TASK: The lines to extract run from the first line of the material below to the line containing "import React from", both included; leave the pictures behind.

◇ ◇ ◇ ◇ ◇

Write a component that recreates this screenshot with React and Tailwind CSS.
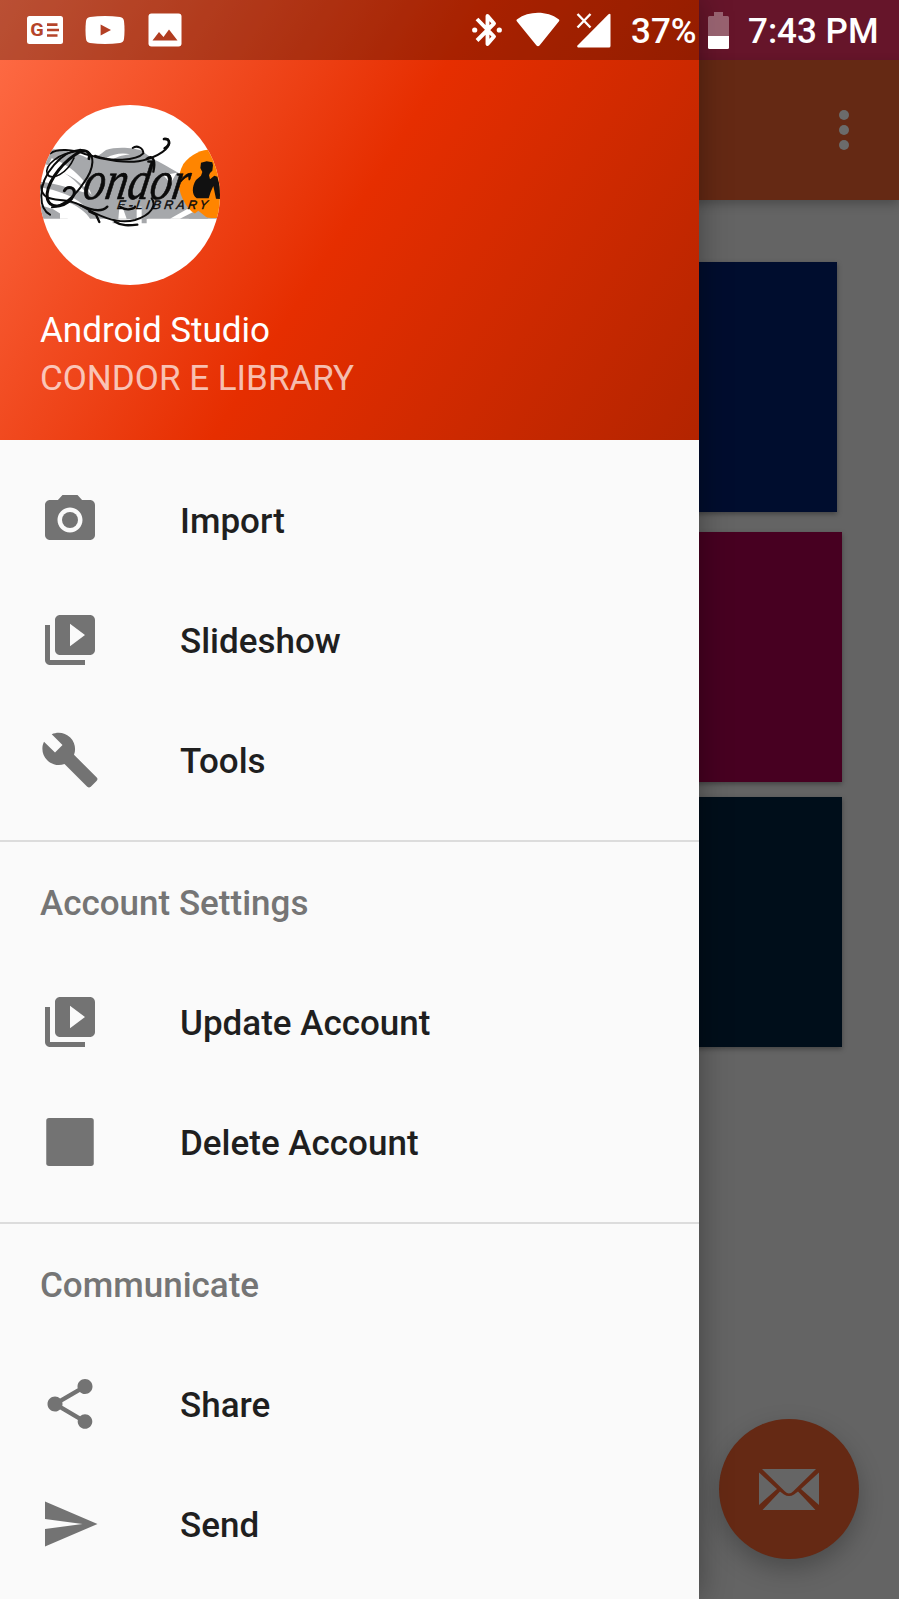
import React from "react";

const CAMERA = (
  <>
    <circle cx="12" cy="12" r="3.2" />
    <path d="M9 2L7.17 4H4c-1.1 0-2 .9-2 2v12c0 1.1.9 2 2 2h16c1.1 0 2-.9 2-2V6c0-1.1-.9-2-2-2h-3.17L15 2H9zm3 15c-2.76 0-5-2.24-5-5s2.24-5 5-5 5 2.24 5 5-2.24 5-5 5z" />
  </>
);
const SLIDES = (
  <path d="M4 6H2v14c0 1.1.9 2 2 2h14v-2H4V6zm16-4H8c-1.1 0-2 .9-2 2v12c0 1.1.9 2 2 2h12c1.1 0 2-.9 2-2V4c0-1.1-.9-2-2-2zm-8 12.5v-9l6 4.5-6 4.5z" />
);
const WRENCH = (
  <path d="M22.7 19l-9.1-9.1c.9-2.3.4-5-1.5-6.9-2-2-5-2.4-7.4-1.3L9 6 6 9 1.6 4.7C.4 7.1.9 10.1 2.9 12.1c1.9 1.9 4.6 2.4 6.9 1.5l9.1 9.1c.4.4 1 .4 1.4 0l2.3-2.3c.5-.4.5-1.1.1-1.4z" />
);
const SQUARE = <rect x="2.5" y="2.4" width="19" height="19.2" rx="1.1" />;
const SHARE = (
  <path d="M18 16.08c-.76 0-1.44.3-1.96.77L8.91 12.7c.05-.23.09-.46.09-.7s-.04-.47-.09-.7l7.05-4.11c.54.5 1.25.81 2.04.81 1.66 0 3-1.34 3-3s-1.34-3-3-3-3 1.34-3 3c0 .24.04.47.09.7L8.04 9.81C7.5 9.31 6.79 9 6 9c-1.66 0-3 1.34-3 3s1.34 3 3 3c.79 0 1.5-.31 2.04-.81l7.12 4.16c-.05.21-.08.43-.08.65 0 1.61 1.31 2.92 2.92 2.92 1.61 0 2.92-1.31 2.92-2.92s-1.31-2.92-2.92-2.92z" />
);
const SEND = <path d="M2 21L23 12 2 3V10l15 2-15 2z" />;

function MenuItem({ icon, label }) {
  return (
    <li className="flex h-[120px] items-center pl-10">
      <svg viewBox="0 0 24 24" className="size-[60px] fill-[#737373]">{icon}</svg>
      <span className="ml-20 pt-[3px] text-[35px] leading-[41px] font-medium text-[#1f1f1f]">{label}</span>
    </li>
  );
}

function Section({ title }) {
  return (
    <>
      <div className="mt-5 h-[2px] shrink-0 bg-[#dcdcdc]" />
      <h2 className="flex h-[120px] items-center pl-10 pt-[3px] text-[35px] leading-[41px] font-medium text-[#757575]">
        {title}
      </h2>
    </>
  );
}

function Avatar() {
  return (
    <svg viewBox="60 45 540 540" className="size-[180px] rounded-full bg-white">
      {/* grey condor wings */}
      <g fill="#a6a8ab">
        <path d="M60 178H115C200 190 265 235 330 300L385 386H210C190 350 120 320 60 315V275C110 280 170 300 200 310C150 250 100 225 60 220Z" />
        <path d="M190 212C215 210 240 195 258 180C285 170 340 172 365 182L398 206C440 225 470 250 500 258L530 330L460 386H280C300 330 240 250 190 212Z" />
        <path d="M60 345L100 358L145 386H60ZM450 386L520 340L600 386ZM278 380H380V400H365V388H286V400H278Z" />
      </g>
      <g fill="#fff">
        <path d="M258 205C280 190 310 188 330 193C305 196 285 202 275 212ZM430 256L470 248L452 280Z" />
        <path d="M95 205C150 225 200 270 215 315C170 260 125 240 80 236ZM60 292C110 300 160 318 190 345C140 325 100 325 60 330Z" />
        <path d="M450 386L535 338L550 350L480 386ZM120 360L155 386H120ZM300 330L320 386H295ZM350 350H365V386H350Z" />
      </g>
      <path d="M600 182C570 172 520 180 490 222C470 260 470 300 498 345C520 380 560 386 600 384Z" fill="#ff8500" />
      <path d="M505 386L535 362L565 386Z" fill="#a6a8ab" />
      {/* seated figure */}
      <path d="M543 218L560 214L577 217L579 226L577 242L570 249L567 256L570 268L583 257L592 260L600 290V327L588 326L580 288L572 306L566 325H530C515 315 515 290 528 270L543 257L547 246L541 234Z" fill="#111" />
      {/* lettering */}
      <g fill="#0b0b0b" fontStyle="italic">
        <text x="0" y="0" transform="translate(184 327) skewX(-10)" fontSize="165" fontFamily="'Liberation Serif', serif" textLength="318" lengthAdjust="spacingAndGlyphs" stroke="#0b0b0b" strokeWidth="2">ondor</text>
        <text x="0" y="0" transform="translate(290 358) skewX(-8)" fontSize="37" fontFamily="'Liberation Sans', sans-serif" textLength="272" lengthAdjust="spacing" stroke="#0b0b0b" strokeWidth="1.2">E-LIBRARY</text>
      </g>
      {/* flourishes */}
      <g fill="none" stroke="#0b0b0b" strokeLinecap="round">
        <path d="M207 206C214 180 190 176 165 194C115 228 75 290 82 326C90 362 145 350 162 314C168 290 142 287 133 302" strokeWidth="9" />
        <path d="M178 180C130 182 62 250 64 320C64 350 74 365 90 374" strokeWidth="6" />
        <path d="M162 204C142 250 94 275 82 252C72 225 118 188 172 184" strokeWidth="5" />
        <path d="M180 179C236 184 220 240 190 280C165 320 125 350 96 352" strokeWidth="6" />
        <path d="M92 190C110 175 160 178 195 192C250 210 330 225 380 208C430 192 460 165 443 147" strokeWidth="6" />
        <path d="M432 147C450 145 453 164 434 175" strokeWidth="8" />
        <path d="M225 197C270 216 350 212 370 190C370 172 350 165 338 174" strokeWidth="6" />
        <path d="M380 207C400 190 407 215 400 245" strokeWidth="7" />
        <path d="M62 285C66 350 130 315 180 345C230 375 290 405 345 390C395 375 410 345 395 325" strokeWidth="6" />
        <path d="M180 345C215 362 245 368 262 350M300 350C320 365 345 355 345 350" strokeWidth="7" />
        <path d="M208 364L228 374L238 396M285 395C305 408 325 407 352 404" strokeWidth="7" />
      </g>
    </svg>
  );
}

function StatusBar() {
  return (
    <header className="absolute inset-x-0 top-0 flex h-[60px] items-center text-[35px] leading-[41px] font-medium text-white">
      <div className="absolute inset-y-0 left-0 w-[699px] bg-black/27" />
      <div className="relative flex flex-1 items-center pl-[27px]">
        <svg viewBox="0 0 36 28" className="h-7 w-9">
          <rect width="36" height="28" rx="2.5" fill="#fff" />
          <text x="3.3" y="20.2" fontSize="18" fontWeight="700" fontFamily="Roboto, sans-serif" fill="#b5442a" textLength="13.5" lengthAdjust="spacingAndGlyphs">G</text>
          <path d="M20 8.6h10.5M20 14h12M20 19.5h10.5" stroke="#b5442a" strokeWidth="2.6" />
        </svg>
        <svg viewBox="0 0 40 28" className="ml-[22px] h-7 w-10">
          <path d="M5 1Q20-.8 35 1Q38.500 1.500 39 5Q40 14 39 23Q38.500 26.500 35 27Q20 28.800 5 27Q1.500 26.500 1 23Q0 14 1 5Q1.500 1.500 5 1Z" fill="#fff" />
          <path d="M15.600 8.500L26 14L15.600 19.500Z" fill="#b33f24" />
        </svg>
        <svg viewBox="0 0 34 34" className="ml-[23px] size-[34px]">
          <rect x=".5" y=".5" width="33" height="33" rx="3" fill="#fff" />
          <path d="M4.500 27.500L11 19L15.500 24L21 16.500L29.500 27.500Z" fill="#b13c20" />
        </svg>
      </div>
      <svg viewBox="0 0 30 36" className="relative mr-[14px] h-9 w-[30px]">
        <path d="M5 7L22 24.500L15.500 32V4L22 11.500L5 28.500" fill="none" stroke="#fff" strokeWidth="3.900" strokeLinejoin="round" />
        <circle cx="2.700" cy="18" r="2.600" fill="#fff" />
        <circle cx="27.300" cy="18" r="2.600" fill="#fff" />
      </svg>
      <svg viewBox="0 0 44 36" className="relative mr-[16px] h-9 w-11">
        <path d="M1 9.500Q-.2 8.200 1.200 7.200C13-1.300 31-1.300 42.600 7.200Q44 8.200 42.800 9.500L23.500 33.500Q22 35 20.500 33.500Z" fill="#fff" />
      </svg>
      <svg viewBox="0 0 36 36" className="relative mr-[19px] size-9">
        <path d="M34.500 3V34Q34.500 35.500 33 35.500H2Q.5 35 1.500 33.500L32.500 2.300Q34.500 1 34.500 3Z" fill="#fff" />
        <path d="M1.500 2L14.500 15.500M14.500 2L1.500 15.500" stroke="#fff" strokeWidth="2.400" />
      </svg>
      <span className="relative w-[65px] whitespace-nowrap pt-[3px]">37%</span>
      <svg viewBox="0 0 21 37" className="relative ml-[12px] h-[37px] w-[21px]">
        <path d="M6 0H15V4H19.500Q21 4 21 5.500V24H0V5.500Q0 4 1.500 4H6Z" fill="#fff" opacity=".33" />
        <path d="M0 24H21V35.500Q21 37 19.500 37H1.500Q0 37 0 35.500Z" fill="#fff" />
      </svg>
      <time className="w-[170px] whitespace-nowrap pl-[19px] pt-[3px]">7:43 PM</time>
    </header>
  );
}

export default function App() {
  return (
    <div className="relative h-[1599px] w-[899px] overflow-hidden bg-[#646464] font-[Roboto,sans-serif]">
      {/* dimmed screen behind the drawer */}
      <main className="flex h-full flex-col">
        <div className="h-[60px] bg-[#66152a]" />
        <div className="flex h-[140px] items-center justify-end bg-[#652914] pr-[50px] shadow-[0_4px_10px_rgba(0,0,0,0.25)]">
          <div className="flex flex-col gap-[5px]">
            <i className="size-[10px] rounded-full bg-[#6b6b6b]" />
            <i className="size-[10px] rounded-full bg-[#6b6b6b]" />
            <i className="size-[10px] rounded-full bg-[#6b6b6b]" />
          </div>
        </div>
        <div className="flex flex-col items-end pt-[62px] pr-[57px]">
          <div className="mr-[5px] h-[250px] w-[350px] bg-[#000d2e] shadow-[0_2px_5px_rgba(0,0,0,0.35)]" />
          <div className="mt-5 h-[250px] w-[350px] bg-[#470021] shadow-[0_2px_5px_rgba(0,0,0,0.35)]" />
          <div className="mt-[15px] h-[250px] w-[350px] bg-[#000e1a] shadow-[0_2px_5px_rgba(0,0,0,0.35)]" />
        </div>
      </main>
      <button className="absolute right-10 bottom-10 flex size-[140px] items-center justify-center rounded-full bg-[#652914] shadow-[0_10px_24px_rgba(0,0,0,0.25)]">
        <svg viewBox="0 0 60 41" className="h-[41px] w-[60px] fill-[#656565]">
          <path d="M3 0H57L34 22.500Q30 26.500 26 22.500Z" />
          <path d="M0 3.500L18 20L0 36ZM60 3.500L42 20L60 36Z" />
          <path d="M3.500 41L21 22.500L25 25.500Q30 28.500 35 25.500L39 22.500L56.500 41Z" />
        </svg>
      </button>

      <aside className="absolute inset-y-0 left-0 flex w-[699px] flex-col bg-[#fafafa] shadow-[0_0_30px_rgba(0,0,0,0.35)]">
        <div className="flex h-[440px] shrink-0 flex-col items-start bg-[linear-gradient(122.15deg,#ff6e48,#e62e00_50%,#b32400)] pt-[105px] pl-10 text-[35px] leading-[41px] text-white">
          <Avatar />
          <p className="mt-[25px]">Android Studio</p>
          <p className="mt-[7px] text-white/70">CONDOR E LIBRARY</p>
        </div>
        <nav className="pt-5">
          <ul>
            <MenuItem icon={CAMERA} label="Import" />
            <MenuItem icon={SLIDES} label="Slideshow" />
            <MenuItem icon={WRENCH} label="Tools" />
          </ul>
          <Section title="Account Settings" />
          <ul>
            <MenuItem icon={SLIDES} label="Update Account" />
            <MenuItem icon={SQUARE} label="Delete Account" />
          </ul>
          <Section title="Communicate" />
          <ul>
            <MenuItem icon={SHARE} label="Share" />
            <MenuItem icon={SEND} label="Send" />
          </ul>
        </nav>
      </aside>
      <StatusBar />
    </div>
  );
}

◇ ◇ ◇ ◇ ◇

FINAL ANSWER:
Write a component that recreates this screenshot with React and Tailwind CSS.
import React from "react";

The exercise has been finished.